Richard never married. That fact shouldn’t be regarded as any meaningful guide to his sexuality, much less an implication of criminal behavior. But the phrase “unmarried”, frequently deployed as a euphemism for gay, has been freshly endowed with unsavory connotations too, by the focus on unmarried Savile (who turned out to have a predilection for girls though his victims also included boys) and unmarried Smith (whose alleged victims were boys). What is relevant is not whether these victims were male or female but that they were in many cases underaged and that Savile and Smith expertly used positions of power to behave as predators. But instead, each new revelation provokes public reactions that are not only misguided but dangerous. “I always knew there was something wrong with Savile,” Britons are much given to remarking. Well, maybe, but Savile’s single state was no more a reliable signifier of his criminal activities than was his flamboyant dress sense.

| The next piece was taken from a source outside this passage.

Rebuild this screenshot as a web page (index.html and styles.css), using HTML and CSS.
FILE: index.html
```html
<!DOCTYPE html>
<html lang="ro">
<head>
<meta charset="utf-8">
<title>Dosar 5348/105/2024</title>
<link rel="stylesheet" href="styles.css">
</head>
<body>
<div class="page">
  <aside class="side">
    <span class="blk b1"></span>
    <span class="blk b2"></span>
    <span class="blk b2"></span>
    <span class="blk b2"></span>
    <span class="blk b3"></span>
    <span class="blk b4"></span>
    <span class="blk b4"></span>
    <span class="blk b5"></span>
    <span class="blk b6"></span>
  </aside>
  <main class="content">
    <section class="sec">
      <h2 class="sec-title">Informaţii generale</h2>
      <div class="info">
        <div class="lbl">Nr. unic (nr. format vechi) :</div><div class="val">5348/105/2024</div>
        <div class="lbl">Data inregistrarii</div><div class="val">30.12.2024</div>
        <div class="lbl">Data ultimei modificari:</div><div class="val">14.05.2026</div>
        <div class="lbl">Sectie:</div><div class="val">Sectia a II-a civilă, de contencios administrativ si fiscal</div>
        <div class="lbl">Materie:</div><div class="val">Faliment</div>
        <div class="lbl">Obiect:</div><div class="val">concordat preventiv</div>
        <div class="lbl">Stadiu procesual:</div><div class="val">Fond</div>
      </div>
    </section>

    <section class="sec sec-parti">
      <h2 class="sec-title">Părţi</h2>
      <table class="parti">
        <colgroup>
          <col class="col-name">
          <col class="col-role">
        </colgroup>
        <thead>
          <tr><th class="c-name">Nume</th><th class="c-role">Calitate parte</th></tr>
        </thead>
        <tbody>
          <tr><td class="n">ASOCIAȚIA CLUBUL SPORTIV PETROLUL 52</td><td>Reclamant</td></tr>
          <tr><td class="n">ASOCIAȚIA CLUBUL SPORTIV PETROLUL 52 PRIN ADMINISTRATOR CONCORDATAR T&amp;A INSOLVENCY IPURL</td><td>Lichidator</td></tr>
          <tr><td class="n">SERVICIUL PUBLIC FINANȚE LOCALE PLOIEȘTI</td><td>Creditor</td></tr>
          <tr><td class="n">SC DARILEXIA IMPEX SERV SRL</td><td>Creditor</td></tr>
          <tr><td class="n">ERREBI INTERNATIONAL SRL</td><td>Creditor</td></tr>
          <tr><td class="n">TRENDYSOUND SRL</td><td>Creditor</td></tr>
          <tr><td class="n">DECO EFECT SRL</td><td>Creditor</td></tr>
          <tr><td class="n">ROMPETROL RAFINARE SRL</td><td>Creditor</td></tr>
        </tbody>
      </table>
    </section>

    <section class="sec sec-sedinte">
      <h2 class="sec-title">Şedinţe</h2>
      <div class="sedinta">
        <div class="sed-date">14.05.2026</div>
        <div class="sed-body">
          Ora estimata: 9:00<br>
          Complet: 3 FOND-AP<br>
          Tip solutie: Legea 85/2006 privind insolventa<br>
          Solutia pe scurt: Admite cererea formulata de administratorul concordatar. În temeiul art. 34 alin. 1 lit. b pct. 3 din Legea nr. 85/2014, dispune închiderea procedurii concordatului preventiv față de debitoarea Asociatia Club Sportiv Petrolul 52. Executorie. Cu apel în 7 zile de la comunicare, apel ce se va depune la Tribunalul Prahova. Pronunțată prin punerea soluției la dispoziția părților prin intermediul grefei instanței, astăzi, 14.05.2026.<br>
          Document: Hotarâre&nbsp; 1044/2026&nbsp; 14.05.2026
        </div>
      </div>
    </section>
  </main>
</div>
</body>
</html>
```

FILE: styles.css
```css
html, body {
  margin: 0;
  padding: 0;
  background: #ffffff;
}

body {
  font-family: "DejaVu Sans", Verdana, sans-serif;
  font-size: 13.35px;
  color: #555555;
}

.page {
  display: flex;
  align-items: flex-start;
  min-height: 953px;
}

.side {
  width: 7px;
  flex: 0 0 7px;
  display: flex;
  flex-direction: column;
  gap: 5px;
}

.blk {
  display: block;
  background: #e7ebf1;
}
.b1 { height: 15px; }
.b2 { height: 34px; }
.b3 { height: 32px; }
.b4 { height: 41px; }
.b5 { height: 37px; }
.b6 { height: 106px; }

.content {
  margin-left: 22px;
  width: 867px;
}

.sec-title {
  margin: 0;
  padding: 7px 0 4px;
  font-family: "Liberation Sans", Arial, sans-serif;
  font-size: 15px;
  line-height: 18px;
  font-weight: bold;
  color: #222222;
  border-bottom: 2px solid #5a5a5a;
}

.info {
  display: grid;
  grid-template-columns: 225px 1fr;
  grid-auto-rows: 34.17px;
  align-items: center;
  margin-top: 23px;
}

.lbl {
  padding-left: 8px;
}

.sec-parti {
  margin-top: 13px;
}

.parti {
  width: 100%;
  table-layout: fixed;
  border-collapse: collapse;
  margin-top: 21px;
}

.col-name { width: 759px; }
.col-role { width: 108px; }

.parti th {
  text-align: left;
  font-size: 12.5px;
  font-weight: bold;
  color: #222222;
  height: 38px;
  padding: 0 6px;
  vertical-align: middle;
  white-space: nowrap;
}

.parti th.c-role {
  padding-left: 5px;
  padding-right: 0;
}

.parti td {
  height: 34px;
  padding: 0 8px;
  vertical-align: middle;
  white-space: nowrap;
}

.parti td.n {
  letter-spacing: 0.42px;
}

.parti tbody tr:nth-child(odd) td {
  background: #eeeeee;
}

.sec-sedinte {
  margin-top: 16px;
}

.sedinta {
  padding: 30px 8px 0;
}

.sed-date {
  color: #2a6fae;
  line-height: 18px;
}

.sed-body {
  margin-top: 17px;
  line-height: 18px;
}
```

There are many things about Cliff Richard that some people find a little unsettling: his amortal determination to hang on to the appearance of youth, the bizarre calendar poses, the relentlessly chirpy public persona, the evangelistic tendencies. These do not mark him out as a guilty man any more than his evangelism—he told a Sheffield newspaper after the Billy Graham event “I go wherever Christians invite me to speak about Jesus. It’s a platform I’ve been given by God”—provides a guarantee of god-fearing behavior.
Sure, social attitudes in the U.K. and many other countries have transformed. We are far more accepting of difference, not least because difference has become the norm, with fewer heterosexual couples marrying or staying married or having children and many more people living in same-sex relationships or alone for a wide variety of reasons. But these changes, and attempts by governments to recognize them, continue to provoke backlashes too. The gay community is one group that has suffered, as strident opponents of same-sex marriage on both sides of the Atlantic have ridiculously and deliberately conflated gay and lesbian relationships with criminality. And unfortunately, when 60 Texas lawmakers claim same-sex marriage could encourage pedophilia and bigamy, or when British peer and former Cabinet minister Norman Tebbit suggests such unions risk opening the door to incest, there are receptive audiences for their views.

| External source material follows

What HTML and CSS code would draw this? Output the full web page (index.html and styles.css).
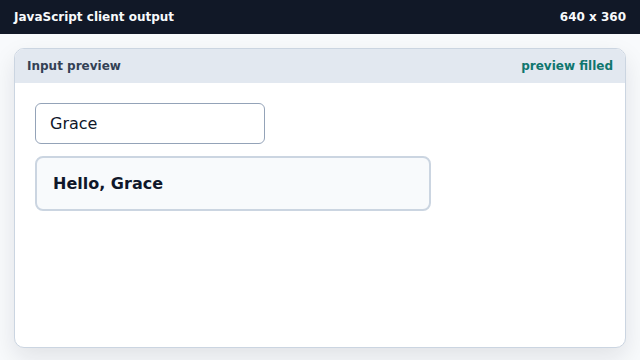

Stonewall, a British organization campaigning against discrimination, has been concerned by the intersecting hostilities unleashed in the aftermath of Savile and during the debate on gay marriage (which became legal in the U.K. in March). “It’s deeply damaging and dangerous to make unfounded comparisons between pedophilia and homosexuality. Lesbian, gay and bisexual people still face daily discrimination. Those who falsely link loving, committed relationships between adults of the same sex and paedophilia only seek to further stigmatise gay people,” says Stonewall’s Richard Lane.
The lesson of Savile and the other investigations his case has inspired must be to listen to victims, not to make more victims by judging people on superficial grounds and creating room for bigots.